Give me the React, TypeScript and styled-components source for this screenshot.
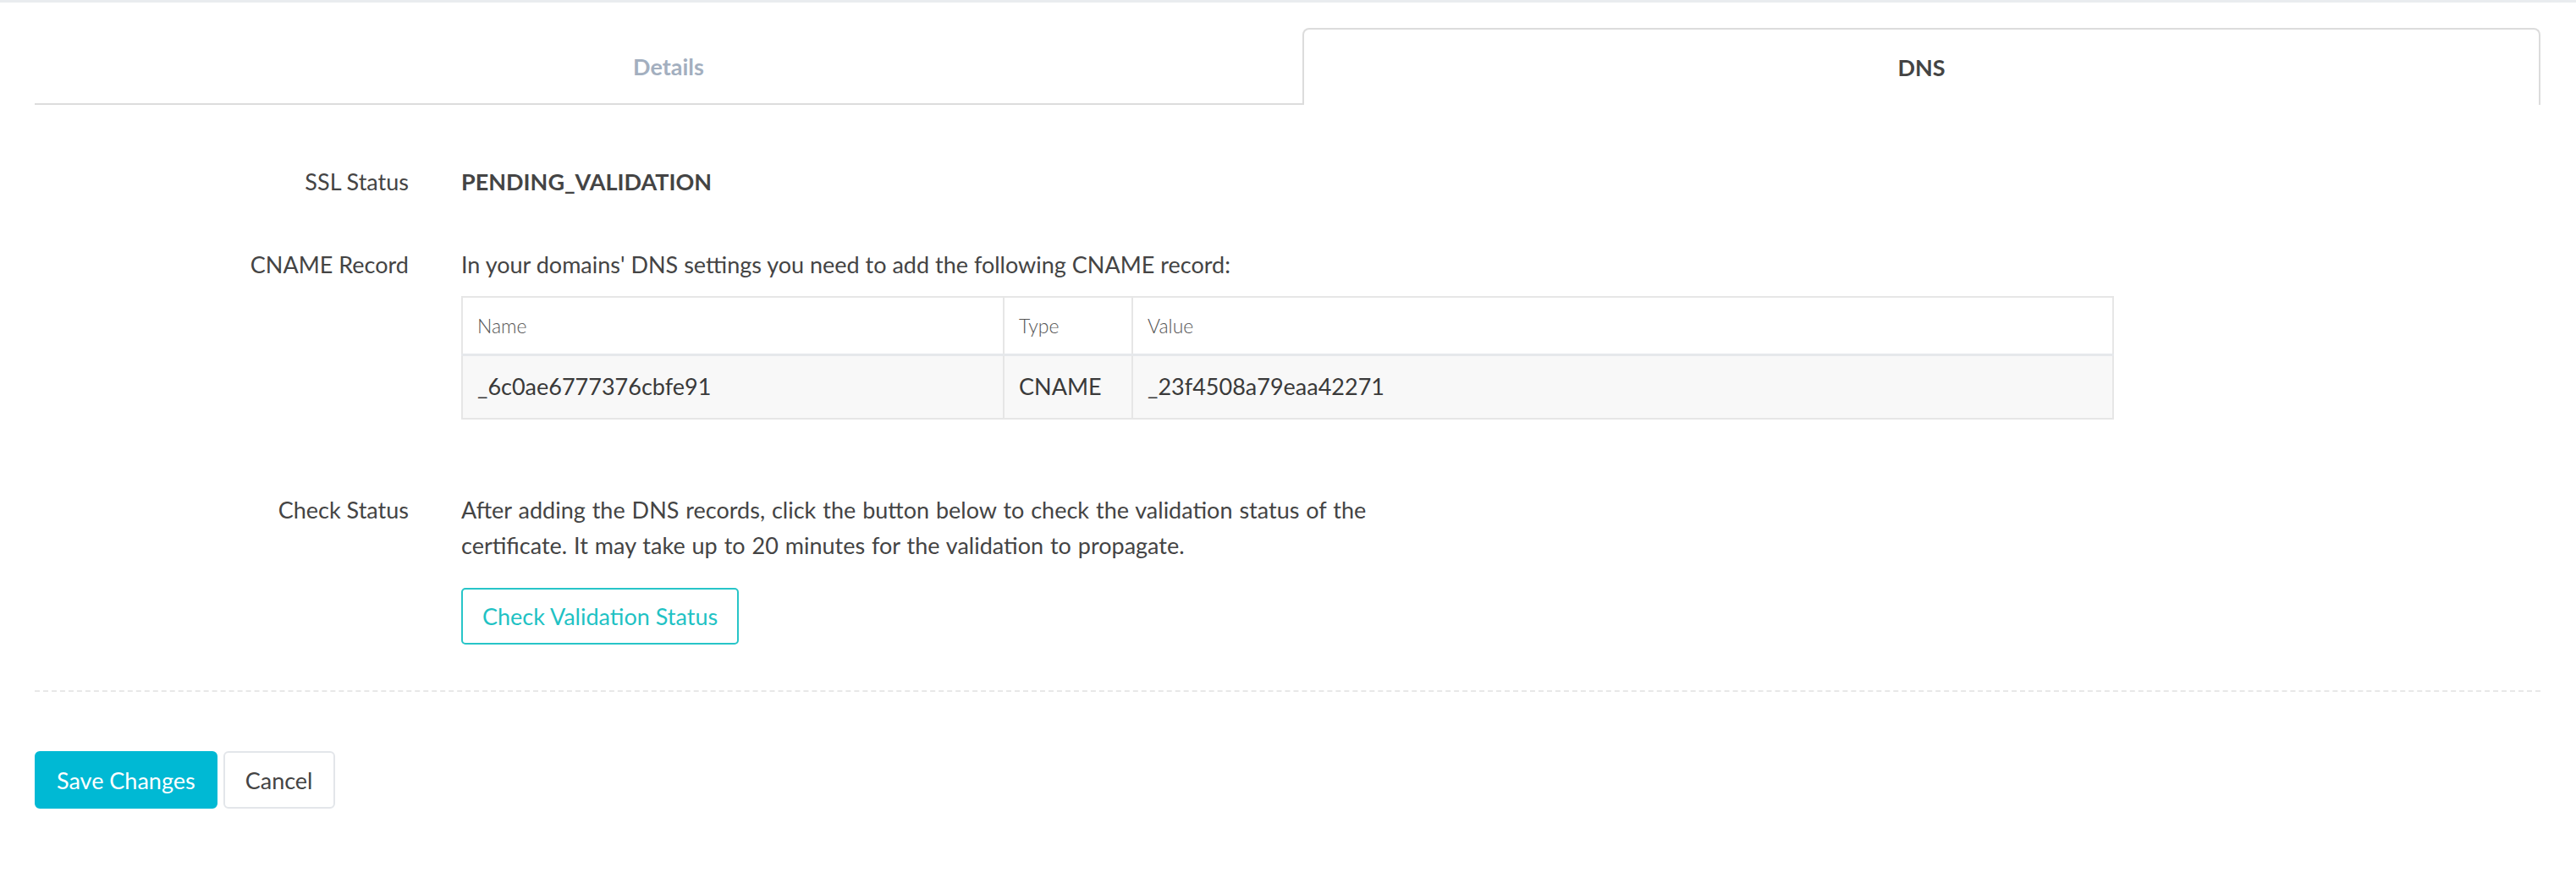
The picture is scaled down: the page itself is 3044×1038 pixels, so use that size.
import styled, { createGlobalStyle } from "styled-components";

const GlobalStyle = createGlobalStyle`
  html, body {
    margin: 0;
    padding: 0;
    background: #fff;
  }
  body {
    font-family: Lato, "Open Sans", sans-serif;
    color: #444;
    border-top: 3px solid #e9ecef;
  }
  * {
    box-sizing: border-box;
  }
`;

const Page = styled.div`
  padding: 30px 42px 80px 41px;
`;

const Tabs = styled.div`
  display: grid;
  grid-template-columns: 1498fr 1463fr;
  height: 91px;
`;

const Tab = styled.div<{ $active?: boolean }>`
  display: flex;
  align-items: center;
  justify-content: center;
  font-size: 27px;
  font-weight: 700;
  color: ${(p) => (p.$active ? "#444" : "#a3afbf")};
  border-bottom: ${(p) => (p.$active ? "none" : "2px solid #dcdcdc")};
  border-top: ${(p) => (p.$active ? "2px solid #dcdcdc" : "none")};
  border-left: ${(p) => (p.$active ? "2px solid #dcdcdc" : "none")};
  border-right: ${(p) => (p.$active ? "2px solid #dcdcdc" : "none")};
  border-radius: ${(p) => (p.$active ? "8px 8px 0 0" : "0")};
  margin-top: ${(p) => (p.$active ? "0" : "2px")};
`;

const Form = styled.div`
  padding-top: 70px;
  display: flex;
  flex-direction: column;
  gap: 56px;
`;

const FieldRow = styled.div`
  display: grid;
  grid-template-columns: 442px 1fr;
  column-gap: 62px;
  font-size: 27px;
  line-height: 42px;
`;

const Label = styled.div`
  text-align: right;
  color: #444;
`;

const Value = styled.div<{ $strong?: boolean }>`
  color: #444;
  font-weight: ${(p) => (p.$strong ? 700 : 400)};
`;

const Paragraph = styled.p`
  margin: 0;
  max-width: 1120px;
  word-spacing: 1px;
`;

const RecordTable = styled.table`
  width: 1953px;
  margin: 16px 0 30px;
  border-collapse: collapse;
  border: 2px solid #e6e6e6;
`;

const HeadCell = styled.th<{ $w?: string }>`
  width: ${(p) => p.$w || "auto"};
  height: 68px;
  padding: 0 17px;
  text-align: left;
  font-size: 23px;
  font-weight: 300;
  color: #555;
  border-right: 2px solid #e6e6e6;
  border-bottom: 3px solid #e6e8eb;
`;

const BodyCell = styled.td`
  height: 76px;
  padding: 0 17px;
  font-size: 27px;
  color: #3a3a3a;
  background: #f8f8f8;
  border-right: 2px solid #e6e6e6;
`;

const OutlineButton = styled.button`
  margin-top: 29px;
  height: 67px;
  padding: 0 23px;
  font-family: inherit;
  font-size: 27px;
  color: #1fc2c4;
  background: #fff;
  border: 2px solid #27c5c8;
  border-radius: 5px;
`;

const Divider = styled.hr`
  margin: 54px 0 0;
  border: none;
  border-top: 2px dashed #e8e8e8;
`;

const Actions = styled.div`
  display: flex;
  gap: 7px;
  margin-top: 70px;
`;

const ActionButton = styled.button<{ $primary?: boolean }>`
  height: 68px;
  padding: 0 ${(p) => (p.$primary ? "24px" : "24px")};
  font-family: inherit;
  font-size: 27px;
  border-radius: 6px;
  color: ${(p) => (p.$primary ? "#fff" : "#444")};
  background: ${(p) => (p.$primary ? "#00b9d4" : "#fff")};
  border: 2px solid ${(p) => (p.$primary ? "#00b9d4" : "#e3e6ea")};
`;

export default function App() {
  return (
    <>
      <GlobalStyle />
      <Page>
        <Tabs>
          <Tab>Details</Tab>
          <Tab $active>DNS</Tab>
        </Tabs>

        <Form>
          <FieldRow>
            <Label>SSL Status</Label>
            <Value $strong>PENDING_VALIDATION</Value>
          </FieldRow>

          <FieldRow>
            <Label>CNAME Record</Label>
            <Value>
              In your domains' DNS settings you need to add the following CNAME record:
              <RecordTable>
                <thead>
                  <tr>
                    <HeadCell $w="640px">Name</HeadCell>
                    <HeadCell $w="152px">Type</HeadCell>
                    <HeadCell>Value</HeadCell>
                  </tr>
                </thead>
                <tbody>
                  <tr>
                    <BodyCell>_6c0ae6777376cbfe91</BodyCell>
                    <BodyCell>CNAME</BodyCell>
                    <BodyCell>_23f4508a79eaa42271</BodyCell>
                  </tr>
                </tbody>
              </RecordTable>
            </Value>
          </FieldRow>

          <FieldRow>
            <Label>Check Status</Label>
            <Value>
              <Paragraph>
                After adding the DNS records, click the button below to check the validation
                status of the certificate. It may take up to 20 minutes for the validation to
                propagate.
              </Paragraph>
              <OutlineButton>Check Validation Status</OutlineButton>
            </Value>
          </FieldRow>
        </Form>

        <Divider />

        <Actions>
          <ActionButton $primary>Save Changes</ActionButton>
          <ActionButton>Cancel</ActionButton>
        </Actions>
      </Page>
    </>
  );
}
+---+
Your instructions
Skipping the pictures, transcribe each line above exactly as it appears.

Written solution
Give me the React, TypeScript and styled-components source for this screenshot.
The picture is scaled down: the page itself is 3044×1038 pixels, so use that size.
import styled, { createGlobalStyle } from "styled-components";

const GlobalStyle = createGlobalStyle`
  html, body {
    margin: 0;
    padding: 0;
    background: #fff;
  }
  body {
    font-family: Lato, "Open Sans", sans-serif;
    color: #444;
    border-top: 3px solid #e9ecef;
  }
  * {
    box-sizing: border-box;
  }
`;

const Page = styled.div`
  padding: 30px 42px 80px 41px;
`;

const Tabs = styled.div`
  display: grid;
  grid-template-columns: 1498fr 1463fr;
  height: 91px;
`;

const Tab = styled.div<{ $active?: boolean }>`
  display: flex;
  align-items: center;
  justify-content: center;
  font-size: 27px;
  font-weight: 700;
  color: ${(p) => (p.$active ? "#444" : "#a3afbf")};
  border-bottom: ${(p) => (p.$active ? "none" : "2px solid #dcdcdc")};
  border-top: ${(p) => (p.$active ? "2px solid #dcdcdc" : "none")};
  border-left: ${(p) => (p.$active ? "2px solid #dcdcdc" : "none")};
  border-right: ${(p) => (p.$active ? "2px solid #dcdcdc" : "none")};
  border-radius: ${(p) => (p.$active ? "8px 8px 0 0" : "0")};
  margin-top: ${(p) => (p.$active ? "0" : "2px")};
`;

const Form = styled.div`
  padding-top: 70px;
  display: flex;
  flex-direction: column;
  gap: 56px;
`;

const FieldRow = styled.div`
  display: grid;
  grid-template-columns: 442px 1fr;
  column-gap: 62px;
  font-size: 27px;
  line-height: 42px;
`;

const Label = styled.div`
  text-align: right;
  color: #444;
`;

const Value = styled.div<{ $strong?: boolean }>`
  color: #444;
  font-weight: ${(p) => (p.$strong ? 700 : 400)};
`;

const Paragraph = styled.p`
  margin: 0;
  max-width: 1120px;
  word-spacing: 1px;
`;

const RecordTable = styled.table`
  width: 1953px;
  margin: 16px 0 30px;
  border-collapse: collapse;
  border: 2px solid #e6e6e6;
`;

const HeadCell = styled.th<{ $w?: string }>`
  width: ${(p) => p.$w || "auto"};
  height: 68px;
  padding: 0 17px;
  text-align: left;
  font-size: 23px;
  font-weight: 300;
  color: #555;
  border-right: 2px solid #e6e6e6;
  border-bottom: 3px solid #e6e8eb;
`;

const BodyCell = styled.td`
  height: 76px;
  padding: 0 17px;
  font-size: 27px;
  color: #3a3a3a;
  background: #f8f8f8;
  border-right: 2px solid #e6e6e6;
`;

const OutlineButton = styled.button`
  margin-top: 29px;
  height: 67px;
  padding: 0 23px;
  font-family: inherit;
  font-size: 27px;
  color: #1fc2c4;
  background: #fff;
  border: 2px solid #27c5c8;
  border-radius: 5px;
`;

const Divider = styled.hr`
  margin: 54px 0 0;
  border: none;
  border-top: 2px dashed #e8e8e8;
`;

const Actions = styled.div`
  display: flex;
  gap: 7px;
  margin-top: 70px;
`;

const ActionButton = styled.button<{ $primary?: boolean }>`
  height: 68px;
  padding: 0 ${(p) => (p.$primary ? "24px" : "24px")};
  font-family: inherit;
  font-size: 27px;
  border-radius: 6px;
  color: ${(p) => (p.$primary ? "#fff" : "#444")};
  background: ${(p) => (p.$primary ? "#00b9d4" : "#fff")};
  border: 2px solid ${(p) => (p.$primary ? "#00b9d4" : "#e3e6ea")};
`;

export default function App() {
  return (
    <>
      <GlobalStyle />
      <Page>
        <Tabs>
          <Tab>Details</Tab>
          <Tab $active>DNS</Tab>
        </Tabs>

        <Form>
          <FieldRow>
            <Label>SSL Status</Label>
            <Value $strong>PENDING_VALIDATION</Value>
          </FieldRow>

          <FieldRow>
            <Label>CNAME Record</Label>
            <Value>
              In your domains' DNS settings you need to add the following CNAME record:
              <RecordTable>
                <thead>
                  <tr>
                    <HeadCell $w="640px">Name</HeadCell>
                    <HeadCell $w="152px">Type</HeadCell>
                    <HeadCell>Value</HeadCell>
                  </tr>
                </thead>
                <tbody>
                  <tr>
                    <BodyCell>_6c0ae6777376cbfe91</BodyCell>
                    <BodyCell>CNAME</BodyCell>
                    <BodyCell>_23f4508a79eaa42271</BodyCell>
                  </tr>
                </tbody>
              </RecordTable>
            </Value>
          </FieldRow>

          <FieldRow>
            <Label>Check Status</Label>
            <Value>
              <Paragraph>
                After adding the DNS records, click the button below to check the validation
                status of the certificate. It may take up to 20 minutes for the validation to
                propagate.
              </Paragraph>
              <OutlineButton>Check Validation Status</OutlineButton>
            </Value>
          </FieldRow>
        </Form>

        <Divider />

        <Actions>
          <ActionButton $primary>Save Changes</ActionButton>
          <ActionButton>Cancel</ActionButton>
        </Actions>
      </Page>
    </>
  );
}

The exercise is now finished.